Brell stood in line, collected her food from the large industrial auto chef, and took her usual seat at the far end of the communal eating table. She was oblivious to the food smells, sweat, unwashed inmates, and guards’ perfume permeating the sterile air. The usual murmur of conversation carried on around the room. What did they have to talk about? Brell had long given up taking an interest in the different races, creeds, and skin colours. It was something to do with differences in radiation and soil apparently.
She remembered one of her first Police Corps Academy lessons describing the history of the Association of Planets. If Stolaan Golic had survived the explosion in his shed and Hypar V’tr’lich had been sober, then beam propulsion and space folding would never have been invented. The Association, with its two hundred member planets, provided plenty of work for Police and Space Corps around the galaxy. Having had years to reflect on this, it meant that Brell, without the ability to travel, might have become a weaver’s wife on her home world just looking up at the stars. She would certainly not be in prison.
Her fellow inmates were all serving long sentences for drugs, smuggling, fraud, and murder whatever their background. Like Brell, they were all unsuitable for community punishments, psyche profiling, DNA altering, or brain implants.
Today’s breakfast consisted of a bread egg affair with a large sweet root together with fruit gloop. Brell snatched a quick glance at the others and busied herself with the food whilst mulling over whether to apply for a new Holo World game console and helmet.

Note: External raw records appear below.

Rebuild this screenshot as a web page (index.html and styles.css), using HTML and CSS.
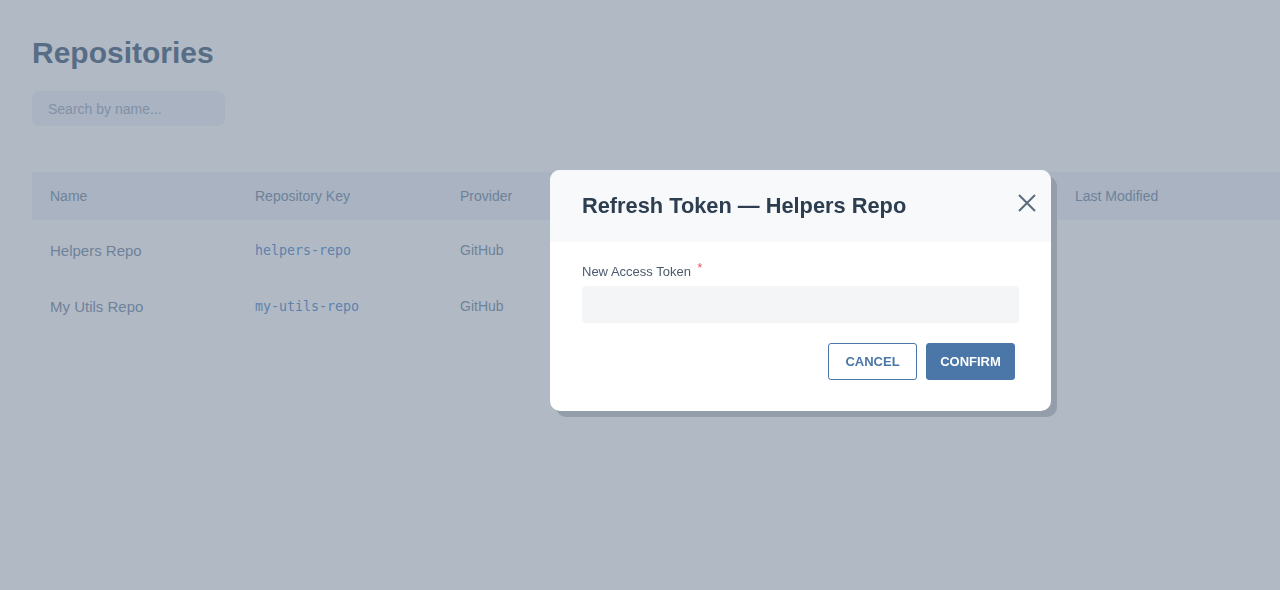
FILE: index.html
```html
<!DOCTYPE html>
<html lang="en">
<head>
    <meta charset="UTF-8">
    <meta name="viewport" content="width=device-width, initial-scale=1.0">
    <title>Repositories</title>
    <link rel="stylesheet" href="styles.css">
</head>
<body>
    <main class="page">
        <h1>Repositories</h1>
        <input class="search" type="text" placeholder="Search by name...">

        <table class="repo-table">
            <thead>
                <tr>
                    <th>Name</th>
                    <th>Repository Key</th>
                    <th>Provider</th>
                    <th></th>
                    <th></th>
                    <th class="last">Last Modified</th>
                </tr>
            </thead>
            <tbody>
                <tr>
                    <td>Helpers Repo</td>
                    <td class="key">helpers-repo</td>
                    <td class="small">GitHub</td>
                    <td></td>
                    <td></td>
                    <td></td>
                </tr>
                <tr>
                    <td>My Utils Repo</td>
                    <td class="key">my-utils-repo</td>
                    <td class="small">GitHub</td>
                    <td></td>
                    <td></td>
                    <td></td>
                </tr>
            </tbody>
        </table>
    </main>

    <div class="backdrop"></div>

    <div class="modal">
        <div class="modal-header">
            <h2>Refresh Token — Helpers Repo</h2>
            <button class="close" type="button" aria-label="Close">
                <svg width="18" height="18" viewBox="0 0 18 18">
                    <path d="M1 1 L17 17 M17 1 L1 17" stroke="#5b6b7c" stroke-width="2" fill="none"/>
                </svg>
            </button>
        </div>
        <form class="modal-body">
            <label for="token">New Access Token <span class="req">*</span></label>
            <input type="text" id="token" name="token">
            <div class="actions">
                <button type="button" class="btn btn-outline">Cancel</button>
                <button type="submit" class="btn btn-primary">Confirm</button>
            </div>
        </form>
    </div>
</body>
</html>
```

FILE: styles.css
```css
html, body { margin: 0; height: 100%; overflow: hidden; }
body { font-family: "Liberation Sans", Arial, sans-serif; background: #fff; color: #334155; }
.page { padding: 36px 0 0 32px; }
h1 { margin: 0 0 21px; font-size: 30px; font-weight: bold; color: #4a6680; line-height: 34px; }
.search { display: block; width: 193px; height: 35px; box-sizing: border-box; padding: 0 16px; border: none; border-radius: 7px; background: #eff2f6; font-family: inherit; font-size: 14px; }
.search::placeholder { color: #9cafc2; }

.repo-table { margin-top: 46px; border-collapse: collapse; width: 1260px; table-layout: fixed; }
.repo-table th { height: 48px; padding: 0 18px; text-align: left; font-weight: normal; font-size: 14px; color: #7790a8; background: #eef3f7; }
.repo-table td { height: 52px; padding: 4px 18px 0; font-size: 15px; color: #7890a6; }
.repo-table th { width: 169px; }
.repo-table th.last { width: auto; }
.repo-table td.small { font-size: 14px; }
.repo-table td.key { font-family: "DejaVu Sans Mono", monospace; font-size: 13.3px; color: #5590cc; }

.backdrop { position: fixed; inset: 0; background: rgba(100, 116, 139, 0.5); }

.modal { position: absolute; left: 550px; top: 170px; width: 501px; background: #fff; border-radius: 10px; box-shadow: 6px 6px 0 #949eab; overflow: hidden; }
.modal-header { height: 72px; display: flex; align-items: center; justify-content: space-between; padding: 0 12px 0 32px; background: #f8f9fb; }
.modal-header h2 { margin: 0; font-size: 21.8px; font-weight: bold; color: #2c3e50; }
.close { width: 24px; height: 24px; padding: 0; border: none; background: none; display: flex; align-items: center; justify-content: center; margin-top: -6px; }
.modal-body { padding: 22px 32px 31px; }
.modal-body label { display: block; font-size: 13px; color: #4a5b6d; margin-bottom: 7px; }
.req { color: #e05252; font-size: 12px; margin-left: 3px; position: relative; top: -4px; }
.modal-body input { display: block; width: 100%; height: 37px; box-sizing: border-box; border: none; border-radius: 4px; background: #f3f5f7; }
.actions { display: flex; justify-content: flex-end; gap: 9px; margin-top: 20px; padding-right: 4px; }
.btn { width: 89px; height: 37px; box-sizing: border-box; border-radius: 3px; font-family: inherit; font-size: 13px; font-weight: bold; text-transform: uppercase; cursor: pointer; }
.btn-outline { background: #fff; border: 1px solid #4a76a8; color: #4a76a8; }
.btn-primary { background: #4a76a8; border: 1px solid #4a76a8; color: #fff; }
```
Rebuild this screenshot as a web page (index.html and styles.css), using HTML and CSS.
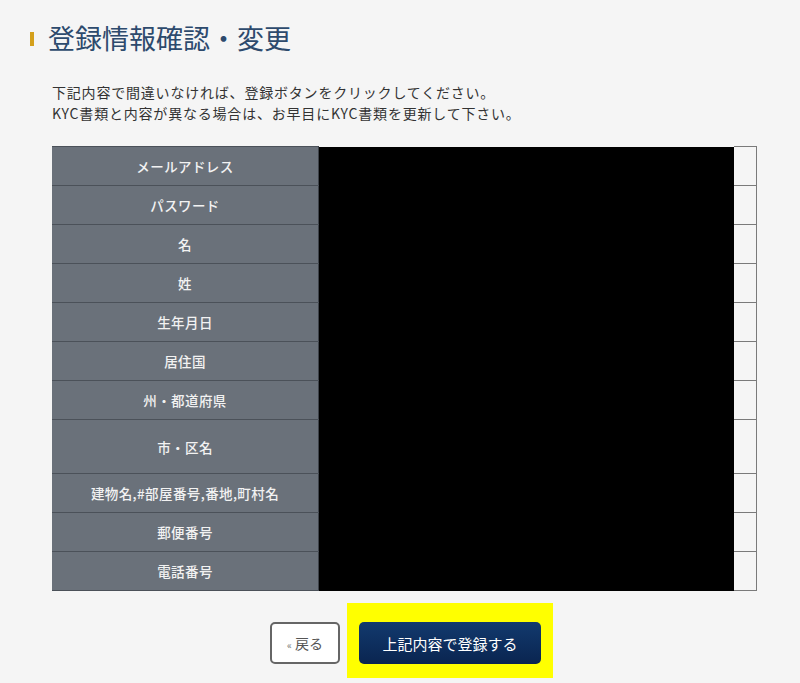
FILE: index.html
```html
<!DOCTYPE html>
<html lang="ja">
<head>
<meta charset="UTF-8">
<title>登録情報確認・変更</title>
<link rel="stylesheet" href="styles.css">
</head>
<body>
  <div class="page">
    <h1 class="title">登録情報確認・変更</h1>
    <p class="lead">
      下記内容で間違いなければ、登録ボタンをクリックしてください。<br>
      KYC書類と内容が異なる場合は、お早目にKYC書類を更新して下さい。
    </p>
    <table class="confirm">
      <tr><th>メールアドレス</th><td class="val"></td><td class="pad"></td></tr>
      <tr><th>パスワード</th><td class="val"></td><td class="pad"></td></tr>
      <tr><th>名</th><td class="val"></td><td class="pad"></td></tr>
      <tr><th>姓</th><td class="val"></td><td class="pad"></td></tr>
      <tr><th>生年月日</th><td class="val"></td><td class="pad"></td></tr>
      <tr><th>居住国</th><td class="val"></td><td class="pad"></td></tr>
      <tr><th>州・都道府県</th><td class="val"></td><td class="pad"></td></tr>
      <tr class="tall"><th>市・区名</th><td class="val"></td><td class="pad"></td></tr>
      <tr><th>建物名,#部屋番号,番地,町村名</th><td class="val"></td><td class="pad"></td></tr>
      <tr><th>郵便番号</th><td class="val"></td><td class="pad"></td></tr>
      <tr><th>電話番号</th><td class="val"></td><td class="pad"></td></tr>
    </table>
    <div class="actions">
      <button class="back"><small>«</small> 戻る</button>
      <div class="mark">
        <button class="submit">上記内容で登録する</button>
      </div>
    </div>
  </div>
</body>
</html>
```

FILE: styles.css
```css
body {
  margin: 0;
  background: #f5f5f5;
  font-family: "Noto Sans CJK JP", "Liberation Sans", sans-serif;
  color: #333;
}
.page {
  padding: 22px 43px 0 30px;
}
.title {
  display: flex;
  align-items: center;
  margin: 0;
  font-size: 27px;
  line-height: 32px;
  font-weight: normal;
  color: #2d4a6d;
}
.title::before {
  content: "";
  width: 4px;
  height: 14px;
  margin: 2px 14px 0 0;
  background: #d4a01c;
}
.lead {
  margin: 28px 0 0 22px;
  font-size: 14px;
  line-height: 21px;
  letter-spacing: 0.8px;
  color: #333;
}
.confirm {
  margin: 22px 0 0 22px;
  width: 705px;
  border-collapse: collapse;
}
.confirm th {
  width: 266px;
  height: 38px;
  padding: 0;
  background: #6a717a;
  border-top: 1px solid #4b5159;
  border-bottom: 1px solid #4b5159;
  border-right: 1px solid #3e434a;
  color: #f2f2f2;
  font-size: 13.5px;
  font-weight: 500;
  letter-spacing: 0.4px;
  text-align: center;
}
.confirm tr.tall th {
  height: 53px;
}
.confirm .val {
  width: 415px;
  padding: 0;
  background: #000;
}
.confirm .pad {
  padding: 0;
  border: 1px solid #7a7a7a;
  border-left: none;
  background: #f5f5f5;
}
.actions {
  display: flex;
  justify-content: center;
  align-items: center;
  gap: 7px;
  margin: 12px 0 0 29px;
  width: 705px;
}
.back {
  width: 70px;
  height: 42px;
  margin-top: 5px;
  border: 2px solid #666;
  border-radius: 5px;
  background: #fff;
  color: #555;
  font-family: inherit;
  font-size: 14px;
}
.back small {
  font-size: 10px;
  color: #777;
}
.mark {
  padding: 19px 12px 14px;
  background: #ffff00;
}
.submit {
  width: 182px;
  height: 42px;
  border: none;
  border-radius: 5px;
  background: linear-gradient(#123a6e, #0a2550);
  color: #fff;
  font-family: inherit;
  font-size: 15px;
}
```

The conversation around her stopped and she felt the gaze of the other inmates.
“What do you think?”
“What was that?” Brell said clearing her throat and glancing up to see which inmate had spoken.
It was one of the Colony 09 inmates, sitting further up the table. They were tough, heavily tattooed, swarthy women who could only deal with things by way of conflict, hence the reason why many of them were in prison.
“My friend has just been brought in by the Corps.”
“Really?” Br
ell said, narrowing her eyes.
“MK running.”
“Well, MK is a heavy drug. Probably a washout, psych change at the least,” Brell said, biting into the root vegetable.
“MK ain’t no Deep Yellow, you know. Now Deep Yellow, that’s what the rich lot use, isn’t it?”
“Yeah, and some of them carry on with their job catching MK users.” A second inmate joined the conversation.
“Old captain here knows all about that, don’t you, princess blue skin?” the first inmate said.
“Talk about two-faced.”
“Yeah. More like blue faced.”
“Well, looks like there’s a bit of a mixture in there. More light blue than pure blue, wouldn’t you say?”
“Your mother or father from the other side of the tracks, captain bluey?” She made a mock salute.
Brell let them talk and bit harder into the root, frowning. Some of the other women said nothing but looked on, their eyes darting left and right. They had all stopped eating.
“Oh, look, caught a nerve, have we? Missed your Deep Yellow hit again?”
“Yeah, probably run out. What you going to do?”
“Actually, I haven’t used it for two hundred days,” Brell said.
“Oh, we are good, aren’t we captain princess blue skin. Two hundred days, well, I never.”
Brell stared down at her food. Here we go again. She never lost her Police Corps tag. Well, the Corps had placed every one of these women here. Three years ago, a Space Corps sergeant caught smuggling Association-rated gland implants, appeared on the wing. Brell developed a relationship with her, two Corpswomen in similar circumstances, and all that, but the sergeant opted for voluntary termination. It was a difficult time for Brell. Her thoughts often strayed to taking the VT option. Whilst it provided an easy way out, she could not bring herself to do it, at the moment, anyway.